Ok, first things first: today’s one-day fast has nothing to do with weight loss, “cleansing,” or purging.
Last night, somewhere around nine o’clock, I found myself elbow deep into a box of cereal. It wasn’t the late night snacking that caught my attention–it was the fact that I was almost entirely unaware of what I was doing.
It was the epitome of mindless action.
In my reckoning, Thoreau’s exhortation, “Instead of three meals a day, if it be necessary eat but one” is not a Transcendentalist weight loss plan, an admission of anorexia, or a monastic call to austerity. Rather, I think he is asking us to attune to our own hunger. If food is one of our most basic needs, then hunger can provide a tool for living deliberately: to eat when I hear the call of its necessity.

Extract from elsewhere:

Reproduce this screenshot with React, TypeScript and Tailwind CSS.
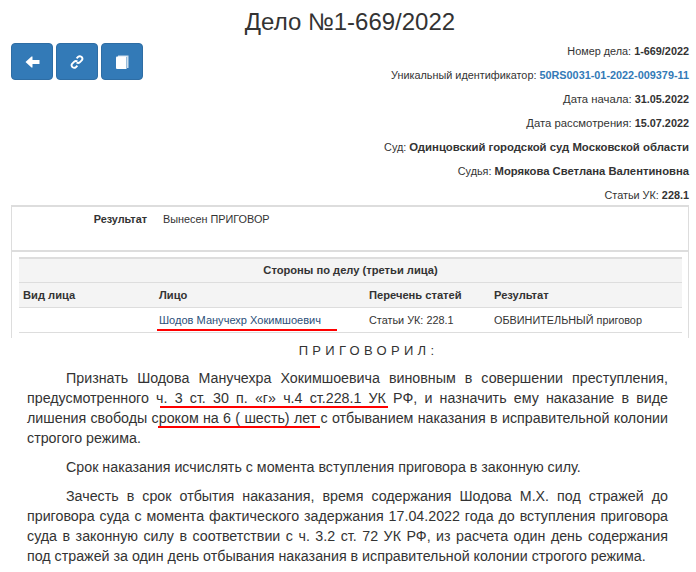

Trust me: I love food, and food for me is not just sustenance. Food connects me to my past. It connects me to my family. When I cook for you, or with you, it is an act of love.

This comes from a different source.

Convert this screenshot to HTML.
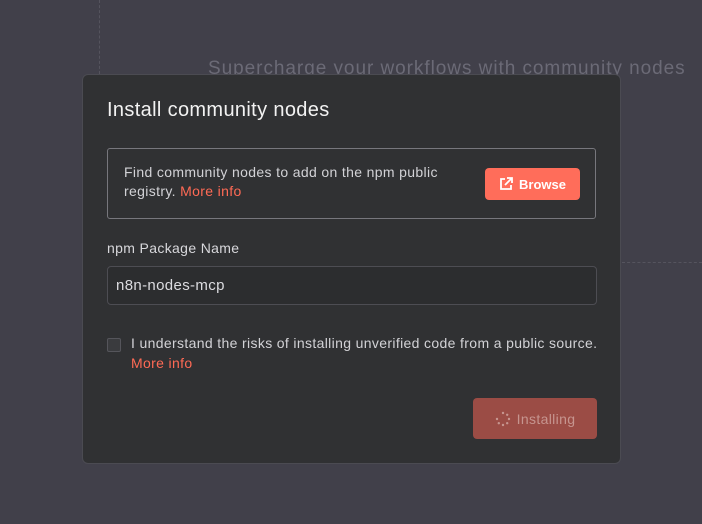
<!DOCTYPE html>
<html><head><style>
body{margin:0;width:702px;height:524px;background:#41404a;font-family:"Liberation Sans",sans-serif;position:relative;overflow:hidden}
.bgt{position:absolute;left:208px;top:58px;font-size:19px;letter-spacing:0.95px;color:#6b6a76;white-space:nowrap}
.vl{position:absolute;left:99px;top:0;height:74px;border-left:1px dashed #55545e}
.hl{position:absolute;left:622px;top:262px;width:80px;border-top:1px dashed #55545e}
.modal{position:absolute;left:82px;top:74px;width:537px;height:388px;background:#303133;border:1px solid #4b4b52;border-radius:6px;overflow:hidden;letter-spacing:0.35px}
.t{position:absolute;left:24px;top:24px;font-size:20px;color:#f2f2f2}
.box{position:absolute;left:24px;top:73px;width:487px;height:69px;border:1px solid #77777d;border-radius:3px}
.box p{position:absolute;left:16px;top:14px;margin:0;font-size:14px;line-height:19px;color:#d2d2d6;width:340px}
.red{color:#ff6a55}
.br{position:absolute;left:377px;top:19px;width:95px;height:32px;background:#ff6d5a;border-radius:4px;color:#fff;font-size:13px;font-weight:bold;letter-spacing:0;display:flex;align-items:center;justify-content:center;gap:6px}
.lab{position:absolute;left:24px;top:165px;font-size:14px;color:#d8d8dc}
.inp{position:absolute;left:24px;top:191px;width:490px;height:39px;border:1px solid #4d4d53;border-radius:4px;background:#2c2d2f;box-sizing:border-box;padding:0 8px;line-height:37px;font-size:15px;color:#dcdce0}
.cb{position:absolute;left:24px;top:263px;width:12px;height:12px;border:1px solid #55555b;background:#3a3b3e;border-radius:2px}
.ct{position:absolute;left:48px;top:258px;width:466px;overflow:hidden;white-space:nowrap;font-size:14px;line-height:20px;color:#d2d2d6}
.inst{position:absolute;left:390px;top:323px;width:124px;height:41px;background:#9b4c45;border-radius:4px;color:#c6958f;font-size:14px;display:flex;align-items:center;justify-content:center;gap:6px}
</style></head><body>
<div class="vl"></div><div class="hl"></div>
<div class="bgt">Supercharge your workflows with community nodes</div>
<div class="modal">
<div class="t">Install community nodes</div>
<div class="box"><p>Find community nodes to add on the npm public registry. <span class="red">More info</span></p>
<div class="br"><svg width="14" height="14" viewBox="0 0 14 14" fill="none" stroke="#fff" stroke-width="1.8"><path d="M6 2H2v10h10V8"/><path d="M8 1h5v5M13 1L6 8"/></svg>Browse</div></div>
<div class="lab">npm Package Name</div>
<div class="inp">n8n-nodes-mcp</div>
<div class="cb"></div>
<div class="ct">I understand the risks of installing unverified code from a public source.<br><span class="red">More info</span></div>
<div class="inst"><svg width="16" height="16" viewBox="0 0 16 16" fill="#c6958f"><circle cx="8" cy="2" r="1.2"/><circle cx="12.2" cy="3.8" r="1.2"/><circle cx="14" cy="8" r="1.2"/><circle cx="12.2" cy="12.2" r="1.2"/><circle cx="8" cy="14" r="1.2"/><circle cx="3.8" cy="12.2" r="1.2"/><circle cx="2" cy="8" r="1.2"/></svg>Installing</div>
</div>
</body></html>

I guess I could have just said “I’m Italian” and you would have understood, right?
So the idea here is not to deny myself food. Rather, I’m trying to create a space, for today, to become aware of all the times when I am eating food not because of its necessity, or because it is providing some other level of nourishment, but simply as a mindless act.
So this morning I caught myself not popping the cantaloupe cube into my mouth, that had not quite made it into one of the kids’ snack packs. I also was aware of not licking the last of the chicken salad off the knife, and not nibbling on a pita chip right before I sealed up the bag to put it back in the well-provided pantry.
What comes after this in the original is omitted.